STATED TASK:
Below are records; work out how many of their lines contain "Recreate" and give only that number.

----------------

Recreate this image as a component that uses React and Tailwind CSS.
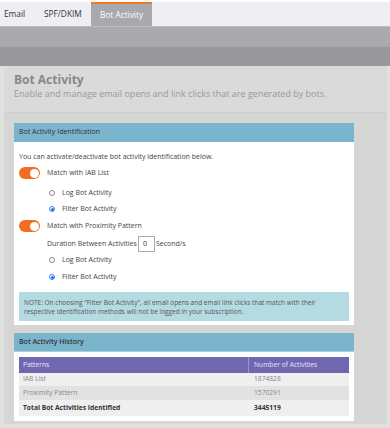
import React from 'react';

const Toggle = () => (
  <span className="relative inline-block w-[21px] h-[12px] rounded-full bg-[#f26d21] shrink-0">
    <span className="absolute right-[1.5px] top-[1.5px] w-[9px] h-[9px] rounded-full bg-white" />
  </span>
);

const Radio = ({ checked, label, className = '' }) => (
  <div className={`flex items-center h-[16px] pl-[30px] ${className}`}>
    <span className={`w-[6px] h-[6px] rounded-full border flex items-center justify-center ${checked ? 'border-[#3b82f6]' : 'border-[#888]'}`}>
      {checked && <span className="w-[3px] h-[3px] rounded-full bg-[#1f6fe0]" />}
    </span>
    <span className="ml-[7px]">{label}</span>
  </div>
);

export default function App() {
  return (
    <div className="w-[390px] h-[428px] overflow-hidden bg-white text-[#444]" style={{ fontFamily: '"Open Sans", "Liberation Sans", sans-serif' }}>
      {/* Tabs */}
      <div className="mt-[2px] h-[24px] bg-[#efeff3] flex text-[8.3px] text-[#333]">
        <div className="w-[34px] pl-[4px] flex items-center">Email</div>
        <div className="w-[57px] pl-[10px] flex items-center">SPF/DKIM</div>
        <div className="w-[61px] bg-[#a9a8ad] border-t-[2px] border-[#ef7a23] flex items-center justify-center text-white">Bot Activity</div>
      </div>
      <div className="h-[20px] bg-[#aaa9ae] border-t border-[#bdbcc0]" />
      <div className="h-[20px] bg-[#99989d] border-t border-[#a5a4a9]" />

      <div className="bg-[#e0e0e0] px-[4px] pr-[3px] h-[362px]">
        {/* Page header */}
        <div className="h-[47px] bg-[#dadada] border-b border-[#cfcfcf] px-[10px] pt-[6px]">
          <div className="text-[12px] font-bold text-[#888] leading-[15px]">Bot Activity</div>
          <div className="text-[9px] text-[#999] leading-[14px]">Enable and manage email opens and link clicks that are generated by bots.</div>
        </div>

        <div className="bg-[#d6d6d6] h-[311px] pt-[10px] pl-[10px]">
          {/* Identification card */}
          <div className="w-[340px] bg-white text-[7px] text-[#444]">
            <div className="h-[19px] bg-[#7ab5cd] text-[#333] text-[7px] flex items-center px-[5px]">Bot Activity Identification</div>
            <div className="px-[5px] pt-[7px] pb-[4px]">
              <div className="h-[16px] flex items-center">You can activate/deactivate bot activity identification below.</div>
              <div className="h-[16px] flex items-center">
                <Toggle />
                <span className="ml-[7px]">Match with IAB List</span>
              </div>
              <Radio className="mt-[4px]" label="Log Bot Activity" />
              <Radio checked label="Filter Bot Activity" />
              <div className="mt-[1px] h-[16px] flex items-center">
                <Toggle />
                <span className="ml-[7px]">Match with Proximity Pattern</span>
              </div>
              <div className="mt-[2px] h-[16px] flex items-center pl-[28px]">
                <span>Duration Between Activities</span>
                <span className="ml-[1px] w-[17px] h-[16px] border border-[#aaa] flex items-center pl-[4px] text-[#333]">0</span>
                <span className="ml-[1px]">Second/s</span>
              </div>
              <Radio label="Log Bot Activity" />
              <Radio className="mt-[1px]" checked label="Filter Bot Activity" />
              <div className="mt-[7px] h-[29px] bg-[#b5dbe2] px-[5px] flex flex-col justify-center text-[6.5px] leading-[9px] text-[#555]">
                <div>NOTE: On choosing "Filter Bot Activity", all email opens and email link clicks that match with their</div>
                <div>respective identification methods will not be logged in your subscription.</div>
              </div>
            </div>
          </div>

          {/* History card */}
          <div className="mt-[8px] w-[340px] bg-white text-[6.7px]">
            <div className="h-[19px] bg-[#7ab5cd] text-[#333] text-[7px] font-semibold flex items-center px-[5px] border-b border-[#a8d0de]">Bot Activity History</div>
            <div className="px-[5px] pt-[5px] pb-[5px]">
              <div className="flex h-[16px] bg-[#7067b1] text-[#e8e6f5] items-center">
                <div className="w-[230px] pl-[4px] border-r border-[#9c95cb] h-full flex items-center">Patterns</div>
                <div className="pl-[5px]">Number of Activities</div>
              </div>
              <div className="flex h-[13px] bg-[#efefef] text-[#888] items-center">
                <div className="w-[230px] pl-[4px]">IAB List</div>
                <div className="pl-[5px]">1874828</div>
              </div>
              <div className="flex h-[14px] bg-[#e2e2e2] text-[#888] items-center">
                <div className="w-[230px] pl-[4px]">Proximity Pattern</div>
                <div className="pl-[5px]">1570291</div>
              </div>
              <div className="flex h-[16px] bg-[#efefef] text-[#333] font-bold items-center">
                <div className="w-[230px] pl-[4px]">Total Bot Activities Identified</div>
                <div className="pl-[5px]">3445119</div>
              </div>
            </div>
          </div>
        </div>
      </div>
    </div>
  );
}
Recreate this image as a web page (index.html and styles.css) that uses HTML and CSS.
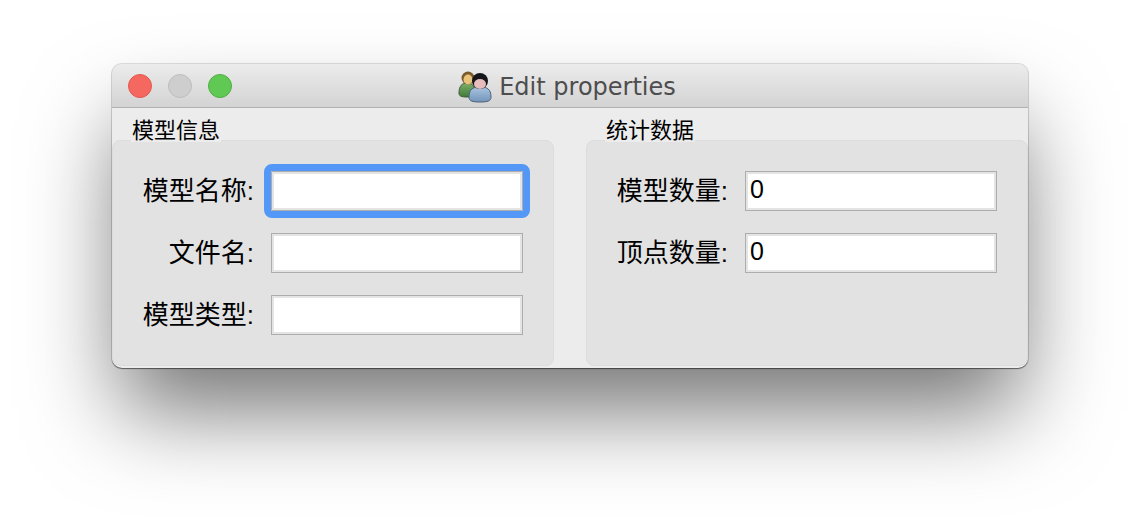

----------------

FULL RESPONSE:
2